Jared Leto is set to play the late founder of Playboy Hugh Hefner in an upcoming biopic of the magazine mogul.
The actor will be donning the iconic silk dressing gown and pipe to portray Hef, who passed away on Sept 27 at the age 91.
The film is currently being developed by director Brett Ratner and his production company RatPac Entertainment.
Ratner has been itching to make a film about Hefner for a decade. The film was originally in talks at Universal Pictures and Imagine Entertainment, with Robert Downey Jr. on board to play the legendary magnate.
Ratner said of the Leto casting:
Jared is an old friend. When he heard I got the right to Hef’s story, he told me, ‘I want to play him. I want to understand him.’ And I really believe Jared can do it. He’s one of the great actors of today.
After Universal passed on the project, producer Jerry Weintraub (Ocean’s Eleven, HBO‘s Westworld) bagged the rights for Warner Bros. After Weintraub died in 2015, Ratner took the reigns and moved production over to his own company.
He added:
My goal is to do the motion picture as an event.
There’s enough footage on Hef out there that Jared will be able to get as much information as he wants.
Ratner invited Leto to the Playboy Mansion back in April to the premiere of Amazon’s docuseries American Playboy: The Hugh Hefner Story.
He hoped to introduce the actor to Hefner, but as he was in ill health opted against greeting guests that day.
Ratner also plans to remake the late-1960s talk show Playboy After Dark.
Hefner was born in April 1926 in Chicago to strict religious parents. He was an intelligent child with an IQ supposedly around 152, but his teachers called him ‘unenthusiastic’.
In high school he began a student newspaper and took up various humanitarian causes. He graduated in 1944 where he joined the Army as an infantry clerk and continued writing and drawing cartoons in military newspapers. He was discharged in 1946 and came up with the idea for Playboy.
After the Army he did a course at the Art Institute of Chicago before moving to the University of Illinois where he edited a campus magazine called Shaft. There he created the ‘Coed of the Month’ section which would later shape his ideas for Playboy.
Hef focused on the issues of personal freedom and wrote a lengthy paper about sex laws in America.
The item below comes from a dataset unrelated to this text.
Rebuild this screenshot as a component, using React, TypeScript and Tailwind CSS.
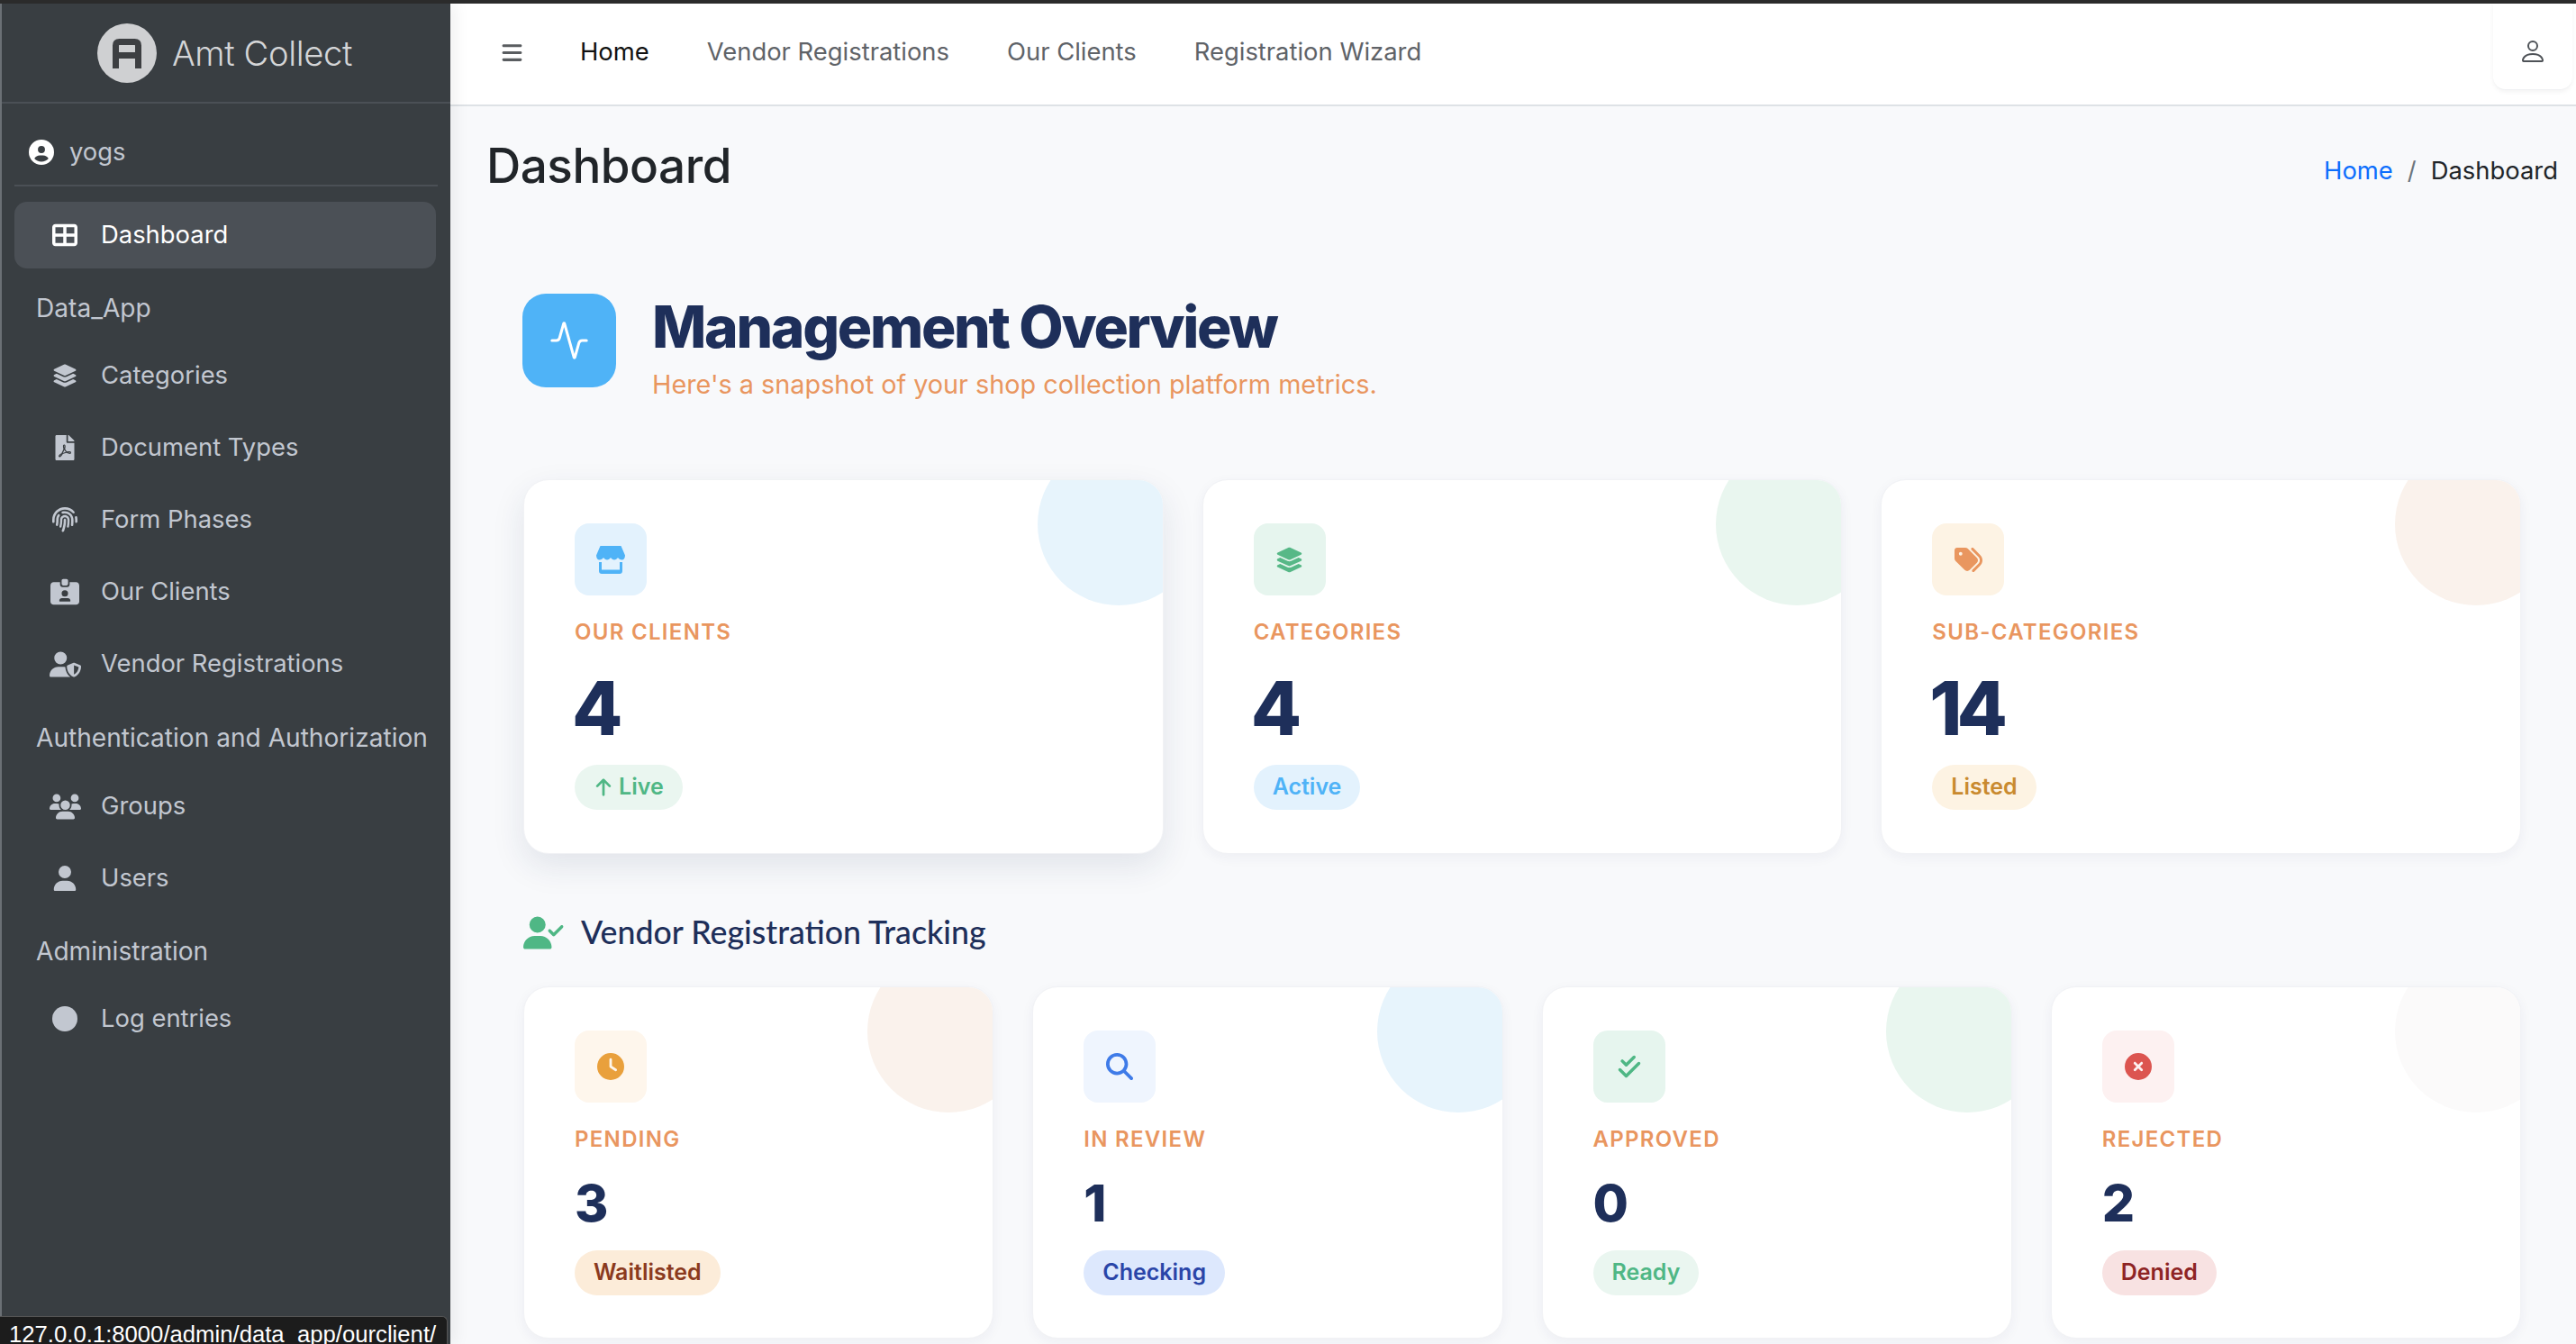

Despite struggling after college, Hefner managed to get a job at Esquire copywriting and moved to the offices in New York.
He asked for a $5 raise but was turned down and so Hef left. And then, in 1953, he managed to scrape together the money from family and friends to start Playboy.
His son Cooper Hefner said of his father’s death:
My father lived an exceptional and impactful life as a media and cultural pioneer and a leading voice behind some of the most significant social and cultural movements of our time in advocating free speech, civil rights and sexual freedom.
He defined a lifestyle and ethos that lie at the heart of the Playboy brand, one of the most recognizable and enduring in history.
You can next see Jared Leto in Bladerunner 2049 which is released in the UK on October 6.